The distinctness with which the points of separation are marked, and the degree of independence of each of these two or three larger sections, are determined almost entirely by the length of the whole.
And whether there be two or three such divisions depends to some extent also upon the length of the piece, though chiefly upon the specific structural idea to be embodied. A composition that contains two such sections is called a Two-Part (or bipartite, or binary) form; and one that contains three, a Three-part (tripartite, or ternary) form. Such rare exceptions to these structural arrangements as may be encountered in musical literature, are limited to sentences that, on one hand, are so brief as to require no radical division; and, on the other, to compositions of very elaborate dimensions, extending beyond this structural distinction; and, furthermore, to fantastic pieces in which the intentional absence of classified formal disposition is characteristic and essential.
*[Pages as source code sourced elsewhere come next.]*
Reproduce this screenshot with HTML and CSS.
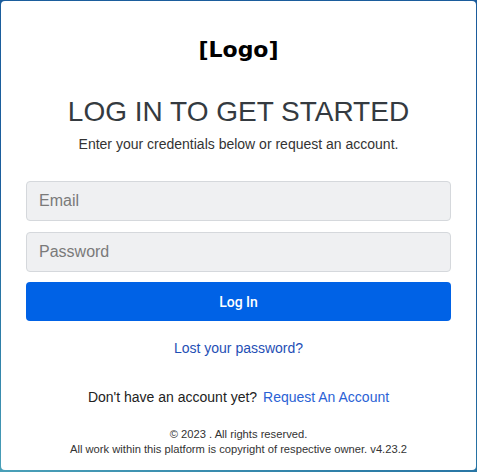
FILE: index.html
```html
<!DOCTYPE html>
<html lang="en">
<head>
<meta charset="utf-8">
<title>Log In</title>
<link rel="stylesheet" href="styles.css">
</head>
<body>
<main class="card">
  <div class="logo">[Logo]</div>
  <h1 class="title">LOG IN TO GET STARTED</h1>
  <p class="subtitle">Enter your credentials below or request an account.</p>
  <form class="form">
    <input class="field" type="email" placeholder="Email">
    <input class="field" type="password" placeholder="Password">
    <button class="btn" type="button">Log In</button>
  </form>
  <a class="lost" href="#">Lost your password?</a>
  <p class="signup">Don't have an account yet? <a class="link" href="#">Request An Account</a></p>
  <footer class="footer">
    <div>© 2023 . All rights reserved.</div>
    <div>All work within this platform is copyright of respective owner. v4.23.2</div>
  </footer>
</main>
</body>
</html>
```
FILE: styles.css
```css
html, body {
  margin: 0;
  height: 100%;
}
body {
  background: linear-gradient(200deg, #1b5c9c 0%, #1c5f9d 55%, #2e7fa8 80%, #4aa0b8 100%);
  font-family: "Liberation Sans", Arial, sans-serif;
  padding: 1px 1px 2px 1px;
  box-sizing: border-box;
}
.card {
  background: #fff;
  border-radius: 4px;
  height: 100%;
  box-sizing: border-box;
  padding: 37px 25px 0 25px;
  display: flex;
  flex-direction: column;
  align-items: center;
}
.logo {
  font-family: "DejaVu Sans", Verdana, sans-serif;
  font-weight: bold;
  font-size: 22px;
  line-height: 24px;
  color: #000;
}
.title {
  margin: 34px 0 0;
  font-weight: normal;
  font-size: 28px;
  line-height: 32px;
  color: #343a40;
}
.subtitle {
  margin: 6px 0 0;
  font-size: 14px;
  line-height: 20px;
  color: #333;
}
.form {
  align-self: stretch;
  display: flex;
  flex-direction: column;
  gap: 11px;
  margin-top: 27px;
}
.field {
  height: 40px;
  box-sizing: border-box;
  border: 1px solid #d5d8dc;
  border-radius: 4px;
  background: #eff0f2;
  padding: 0 12px;
  font-family: "Liberation Sans", Arial, sans-serif;
  font-size: 16px;
  color: #333;
}
.field::placeholder {
  color: #7a7a7a;
}
.btn {
  height: 39px;
  margin-top: -1px;
  border: 0;
  border-radius: 4px;
  background: #0062e6;
  color: #fff;
  font-family: Roboto, sans-serif;
  font-weight: 500;
  font-size: 14px;
}
.lost {
  margin-top: 18px;
  font-size: 14px;
  line-height: 18px;
  color: #1f4fb5;
  text-decoration: none;
}
.signup {
  margin: 31px 0 0;
  font-size: 14px;
  line-height: 18px;
  color: #222;
}
.link {
  margin-left: 2px;
  color: #2a62d5;
  text-decoration: none;
}
.footer {
  margin-top: 21px;
  font-size: 11.2px;
  line-height: 15px;
  color: #333;
  text-align: center;
}
```
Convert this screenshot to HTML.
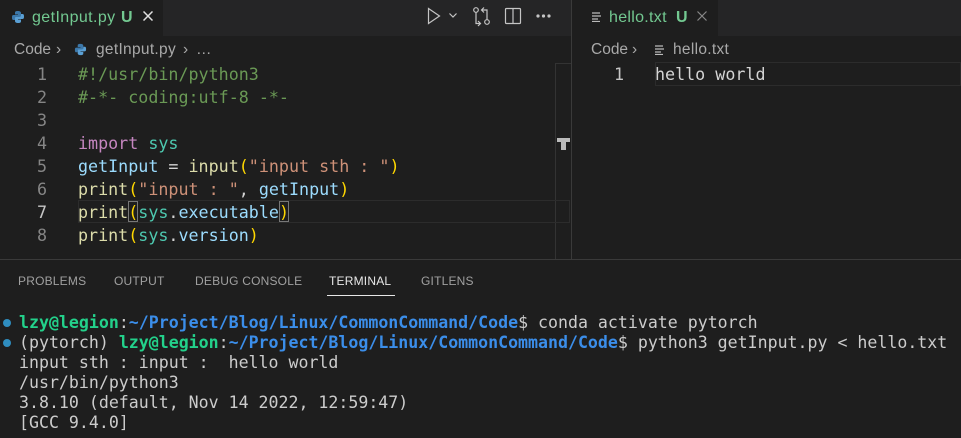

The terms employed to denote this species ("Song-form" or "Part-form") do not signify that the music is necessarily to be a vocal composition of that variety known as the "Song"; or that it is to consist of several voices (for which the appellation "parts" is commonly used). They indicate simply a certain _grade_,--not a specific variety,--of form; an intermediate grade between the smallest class (like brief hymn-tunes, for example), and the largest class (like complete sonata-movements).
An excellent {84} type of this grade of Form is found in the Songs Without Words of Mendelssohn, the Mazurkas of Chopin, and works of similar extent. The word Part (written always with a capital in these lessons) denotes, then, one of these larger sections.